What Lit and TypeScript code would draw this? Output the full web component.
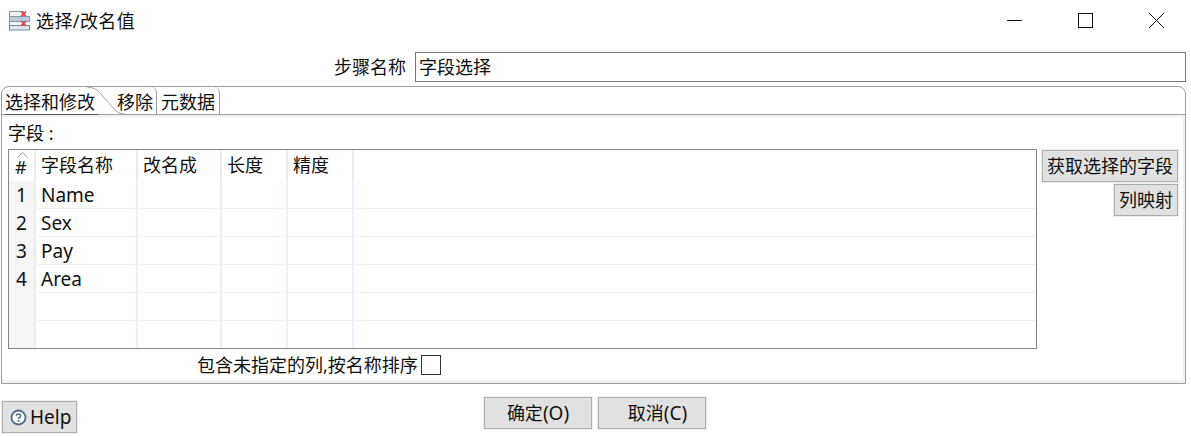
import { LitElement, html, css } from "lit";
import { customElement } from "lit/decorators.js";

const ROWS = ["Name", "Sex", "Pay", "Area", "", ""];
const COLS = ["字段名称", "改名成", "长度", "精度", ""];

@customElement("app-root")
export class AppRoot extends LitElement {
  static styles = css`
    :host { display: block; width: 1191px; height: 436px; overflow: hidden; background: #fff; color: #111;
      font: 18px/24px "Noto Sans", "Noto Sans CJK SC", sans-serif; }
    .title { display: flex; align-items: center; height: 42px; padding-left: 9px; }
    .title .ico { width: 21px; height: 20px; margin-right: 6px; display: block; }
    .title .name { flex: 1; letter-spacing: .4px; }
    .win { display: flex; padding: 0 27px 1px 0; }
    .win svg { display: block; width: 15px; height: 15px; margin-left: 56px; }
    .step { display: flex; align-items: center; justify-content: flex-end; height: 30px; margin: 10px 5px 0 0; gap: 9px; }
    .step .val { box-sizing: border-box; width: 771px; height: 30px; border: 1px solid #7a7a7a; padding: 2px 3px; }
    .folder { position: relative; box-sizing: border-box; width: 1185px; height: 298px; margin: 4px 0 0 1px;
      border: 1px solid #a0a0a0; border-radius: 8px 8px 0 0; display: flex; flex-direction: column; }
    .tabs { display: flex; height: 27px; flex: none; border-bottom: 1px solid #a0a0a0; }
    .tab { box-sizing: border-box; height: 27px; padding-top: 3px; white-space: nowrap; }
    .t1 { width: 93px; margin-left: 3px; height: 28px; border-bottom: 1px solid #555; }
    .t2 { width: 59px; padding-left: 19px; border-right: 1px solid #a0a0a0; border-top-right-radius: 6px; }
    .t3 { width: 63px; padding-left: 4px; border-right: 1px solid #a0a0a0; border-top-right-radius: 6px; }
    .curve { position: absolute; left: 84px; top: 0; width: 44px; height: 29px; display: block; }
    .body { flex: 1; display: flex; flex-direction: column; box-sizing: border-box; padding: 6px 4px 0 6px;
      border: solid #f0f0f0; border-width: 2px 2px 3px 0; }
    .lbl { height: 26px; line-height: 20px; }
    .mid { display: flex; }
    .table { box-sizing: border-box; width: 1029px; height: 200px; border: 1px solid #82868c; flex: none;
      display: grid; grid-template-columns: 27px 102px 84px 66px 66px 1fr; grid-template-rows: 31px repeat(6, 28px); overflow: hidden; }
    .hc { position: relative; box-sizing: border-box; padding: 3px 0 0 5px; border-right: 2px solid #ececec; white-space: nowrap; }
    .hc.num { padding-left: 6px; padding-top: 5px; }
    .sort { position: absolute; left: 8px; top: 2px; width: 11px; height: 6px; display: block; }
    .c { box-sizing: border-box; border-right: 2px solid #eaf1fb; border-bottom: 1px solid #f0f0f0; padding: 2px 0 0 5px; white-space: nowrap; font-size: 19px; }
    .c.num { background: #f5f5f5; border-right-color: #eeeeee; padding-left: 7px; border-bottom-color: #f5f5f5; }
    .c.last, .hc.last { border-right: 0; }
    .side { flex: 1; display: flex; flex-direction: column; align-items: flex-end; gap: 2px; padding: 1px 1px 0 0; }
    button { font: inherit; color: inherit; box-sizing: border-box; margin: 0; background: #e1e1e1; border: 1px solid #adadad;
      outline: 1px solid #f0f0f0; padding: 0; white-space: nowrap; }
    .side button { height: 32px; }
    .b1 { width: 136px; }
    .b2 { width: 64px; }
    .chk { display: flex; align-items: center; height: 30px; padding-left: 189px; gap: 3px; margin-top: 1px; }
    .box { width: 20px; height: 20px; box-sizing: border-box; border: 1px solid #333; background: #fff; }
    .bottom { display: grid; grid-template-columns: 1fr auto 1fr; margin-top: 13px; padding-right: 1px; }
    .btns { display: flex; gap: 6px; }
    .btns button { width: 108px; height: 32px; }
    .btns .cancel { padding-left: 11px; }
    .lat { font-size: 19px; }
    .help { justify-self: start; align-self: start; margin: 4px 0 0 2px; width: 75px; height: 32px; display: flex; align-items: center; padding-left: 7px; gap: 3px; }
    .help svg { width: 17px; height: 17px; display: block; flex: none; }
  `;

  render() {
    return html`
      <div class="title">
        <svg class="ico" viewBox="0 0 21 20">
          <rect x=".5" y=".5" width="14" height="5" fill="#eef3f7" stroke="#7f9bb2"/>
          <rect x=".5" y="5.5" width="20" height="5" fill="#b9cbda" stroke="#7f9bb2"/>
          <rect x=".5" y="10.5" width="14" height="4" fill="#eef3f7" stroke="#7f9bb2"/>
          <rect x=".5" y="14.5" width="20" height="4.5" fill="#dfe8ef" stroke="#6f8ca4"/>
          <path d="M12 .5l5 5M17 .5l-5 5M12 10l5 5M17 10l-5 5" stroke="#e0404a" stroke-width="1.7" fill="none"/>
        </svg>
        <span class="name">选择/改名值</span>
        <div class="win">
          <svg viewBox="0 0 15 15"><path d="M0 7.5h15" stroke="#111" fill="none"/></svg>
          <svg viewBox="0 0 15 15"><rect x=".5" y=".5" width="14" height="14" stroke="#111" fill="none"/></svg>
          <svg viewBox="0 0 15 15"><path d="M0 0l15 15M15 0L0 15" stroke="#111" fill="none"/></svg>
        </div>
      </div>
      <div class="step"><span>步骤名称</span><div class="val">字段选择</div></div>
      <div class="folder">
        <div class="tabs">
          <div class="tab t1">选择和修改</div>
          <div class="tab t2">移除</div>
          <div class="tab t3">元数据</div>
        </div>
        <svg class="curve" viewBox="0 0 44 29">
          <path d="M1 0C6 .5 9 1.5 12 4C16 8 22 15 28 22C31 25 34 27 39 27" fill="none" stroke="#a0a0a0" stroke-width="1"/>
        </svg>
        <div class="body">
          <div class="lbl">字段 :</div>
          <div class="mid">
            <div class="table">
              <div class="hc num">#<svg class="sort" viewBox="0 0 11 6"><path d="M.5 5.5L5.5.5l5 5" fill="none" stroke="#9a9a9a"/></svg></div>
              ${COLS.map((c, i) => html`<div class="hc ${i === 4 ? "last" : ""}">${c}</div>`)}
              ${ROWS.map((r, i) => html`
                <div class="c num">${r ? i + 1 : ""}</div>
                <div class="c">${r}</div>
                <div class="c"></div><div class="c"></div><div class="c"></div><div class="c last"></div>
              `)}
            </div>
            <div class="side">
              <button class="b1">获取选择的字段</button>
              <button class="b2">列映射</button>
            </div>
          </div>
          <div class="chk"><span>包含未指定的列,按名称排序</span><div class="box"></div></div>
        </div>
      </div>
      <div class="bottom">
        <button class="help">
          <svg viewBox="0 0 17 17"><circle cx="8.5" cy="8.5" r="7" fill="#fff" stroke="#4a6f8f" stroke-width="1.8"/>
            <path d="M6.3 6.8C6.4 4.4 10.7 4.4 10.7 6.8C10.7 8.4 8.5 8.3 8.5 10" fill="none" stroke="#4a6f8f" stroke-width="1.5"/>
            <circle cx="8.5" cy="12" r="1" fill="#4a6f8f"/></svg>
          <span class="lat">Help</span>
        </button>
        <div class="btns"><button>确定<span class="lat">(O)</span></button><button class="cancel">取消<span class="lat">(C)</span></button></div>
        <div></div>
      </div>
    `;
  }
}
==============================
Repeat the data exactly, dropping every picture it holds.

* [PROBLEM SOLUTION]:
What Lit and TypeScript code would draw this? Output the full web component.
import { LitElement, html, css } from "lit";
import { customElement } from "lit/decorators.js";

const ROWS = ["Name", "Sex", "Pay", "Area", "", ""];
const COLS = ["字段名称", "改名成", "长度", "精度", ""];

@customElement("app-root")
export class AppRoot extends LitElement {
  static styles = css`
    :host { display: block; width: 1191px; height: 436px; overflow: hidden; background: #fff; color: #111;
      font: 18px/24px "Noto Sans", "Noto Sans CJK SC", sans-serif; }
    .title { display: flex; align-items: center; height: 42px; padding-left: 9px; }
    .title .ico { width: 21px; height: 20px; margin-right: 6px; display: block; }
    .title .name { flex: 1; letter-spacing: .4px; }
    .win { display: flex; padding: 0 27px 1px 0; }
    .win svg { display: block; width: 15px; height: 15px; margin-left: 56px; }
    .step { display: flex; align-items: center; justify-content: flex-end; height: 30px; margin: 10px 5px 0 0; gap: 9px; }
    .step .val { box-sizing: border-box; width: 771px; height: 30px; border: 1px solid #7a7a7a; padding: 2px 3px; }
    .folder { position: relative; box-sizing: border-box; width: 1185px; height: 298px; margin: 4px 0 0 1px;
      border: 1px solid #a0a0a0; border-radius: 8px 8px 0 0; display: flex; flex-direction: column; }
    .tabs { display: flex; height: 27px; flex: none; border-bottom: 1px solid #a0a0a0; }
    .tab { box-sizing: border-box; height: 27px; padding-top: 3px; white-space: nowrap; }
    .t1 { width: 93px; margin-left: 3px; height: 28px; border-bottom: 1px solid #555; }
    .t2 { width: 59px; padding-left: 19px; border-right: 1px solid #a0a0a0; border-top-right-radius: 6px; }
    .t3 { width: 63px; padding-left: 4px; border-right: 1px solid #a0a0a0; border-top-right-radius: 6px; }
    .curve { position: absolute; left: 84px; top: 0; width: 44px; height: 29px; display: block; }
    .body { flex: 1; display: flex; flex-direction: column; box-sizing: border-box; padding: 6px 4px 0 6px;
      border: solid #f0f0f0; border-width: 2px 2px 3px 0; }
    .lbl { height: 26px; line-height: 20px; }
    .mid { display: flex; }
    .table { box-sizing: border-box; width: 1029px; height: 200px; border: 1px solid #82868c; flex: none;
      display: grid; grid-template-columns: 27px 102px 84px 66px 66px 1fr; grid-template-rows: 31px repeat(6, 28px); overflow: hidden; }
    .hc { position: relative; box-sizing: border-box; padding: 3px 0 0 5px; border-right: 2px solid #ececec; white-space: nowrap; }
    .hc.num { padding-left: 6px; padding-top: 5px; }
    .sort { position: absolute; left: 8px; top: 2px; width: 11px; height: 6px; display: block; }
    .c { box-sizing: border-box; border-right: 2px solid #eaf1fb; border-bottom: 1px solid #f0f0f0; padding: 2px 0 0 5px; white-space: nowrap; font-size: 19px; }
    .c.num { background: #f5f5f5; border-right-color: #eeeeee; padding-left: 7px; border-bottom-color: #f5f5f5; }
    .c.last, .hc.last { border-right: 0; }
    .side { flex: 1; display: flex; flex-direction: column; align-items: flex-end; gap: 2px; padding: 1px 1px 0 0; }
    button { font: inherit; color: inherit; box-sizing: border-box; margin: 0; background: #e1e1e1; border: 1px solid #adadad;
      outline: 1px solid #f0f0f0; padding: 0; white-space: nowrap; }
    .side button { height: 32px; }
    .b1 { width: 136px; }
    .b2 { width: 64px; }
    .chk { display: flex; align-items: center; height: 30px; padding-left: 189px; gap: 3px; margin-top: 1px; }
    .box { width: 20px; height: 20px; box-sizing: border-box; border: 1px solid #333; background: #fff; }
    .bottom { display: grid; grid-template-columns: 1fr auto 1fr; margin-top: 13px; padding-right: 1px; }
    .btns { display: flex; gap: 6px; }
    .btns button { width: 108px; height: 32px; }
    .btns .cancel { padding-left: 11px; }
    .lat { font-size: 19px; }
    .help { justify-self: start; align-self: start; margin: 4px 0 0 2px; width: 75px; height: 32px; display: flex; align-items: center; padding-left: 7px; gap: 3px; }
    .help svg { width: 17px; height: 17px; display: block; flex: none; }
  `;

  render() {
    return html`
      <div class="title">
        <svg class="ico" viewBox="0 0 21 20">
          <rect x=".5" y=".5" width="14" height="5" fill="#eef3f7" stroke="#7f9bb2"/>
          <rect x=".5" y="5.5" width="20" height="5" fill="#b9cbda" stroke="#7f9bb2"/>
          <rect x=".5" y="10.5" width="14" height="4" fill="#eef3f7" stroke="#7f9bb2"/>
          <rect x=".5" y="14.5" width="20" height="4.5" fill="#dfe8ef" stroke="#6f8ca4"/>
          <path d="M12 .5l5 5M17 .5l-5 5M12 10l5 5M17 10l-5 5" stroke="#e0404a" stroke-width="1.7" fill="none"/>
        </svg>
        <span class="name">选择/改名值</span>
        <div class="win">
          <svg viewBox="0 0 15 15"><path d="M0 7.5h15" stroke="#111" fill="none"/></svg>
          <svg viewBox="0 0 15 15"><rect x=".5" y=".5" width="14" height="14" stroke="#111" fill="none"/></svg>
          <svg viewBox="0 0 15 15"><path d="M0 0l15 15M15 0L0 15" stroke="#111" fill="none"/></svg>
        </div>
      </div>
      <div class="step"><span>步骤名称</span><div class="val">字段选择</div></div>
      <div class="folder">
        <div class="tabs">
          <div class="tab t1">选择和修改</div>
          <div class="tab t2">移除</div>
          <div class="tab t3">元数据</div>
        </div>
        <svg class="curve" viewBox="0 0 44 29">
          <path d="M1 0C6 .5 9 1.5 12 4C16 8 22 15 28 22C31 25 34 27 39 27" fill="none" stroke="#a0a0a0" stroke-width="1"/>
        </svg>
        <div class="body">
          <div class="lbl">字段 :</div>
          <div class="mid">
            <div class="table">
              <div class="hc num">#<svg class="sort" viewBox="0 0 11 6"><path d="M.5 5.5L5.5.5l5 5" fill="none" stroke="#9a9a9a"/></svg></div>
              ${COLS.map((c, i) => html`<div class="hc ${i === 4 ? "last" : ""}">${c}</div>`)}
              ${ROWS.map((r, i) => html`
                <div class="c num">${r ? i + 1 : ""}</div>
                <div class="c">${r}</div>
                <div class="c"></div><div class="c"></div><div class="c"></div><div class="c last"></div>
              `)}
            </div>
            <div class="side">
              <button class="b1">获取选择的字段</button>
              <button class="b2">列映射</button>
            </div>
          </div>
          <div class="chk"><span>包含未指定的列,按名称排序</span><div class="box"></div></div>
        </div>
      </div>
      <div class="bottom">
        <button class="help">
          <svg viewBox="0 0 17 17"><circle cx="8.5" cy="8.5" r="7" fill="#fff" stroke="#4a6f8f" stroke-width="1.8"/>
            <path d="M6.3 6.8C6.4 4.4 10.7 4.4 10.7 6.8C10.7 8.4 8.5 8.3 8.5 10" fill="none" stroke="#4a6f8f" stroke-width="1.5"/>
            <circle cx="8.5" cy="12" r="1" fill="#4a6f8f"/></svg>
          <span class="lat">Help</span>
        </button>
        <div class="btns"><button>确定<span class="lat">(O)</span></button><button class="cancel">取消<span class="lat">(C)</span></button></div>
        <div></div>
      </div>
    `;
  }
}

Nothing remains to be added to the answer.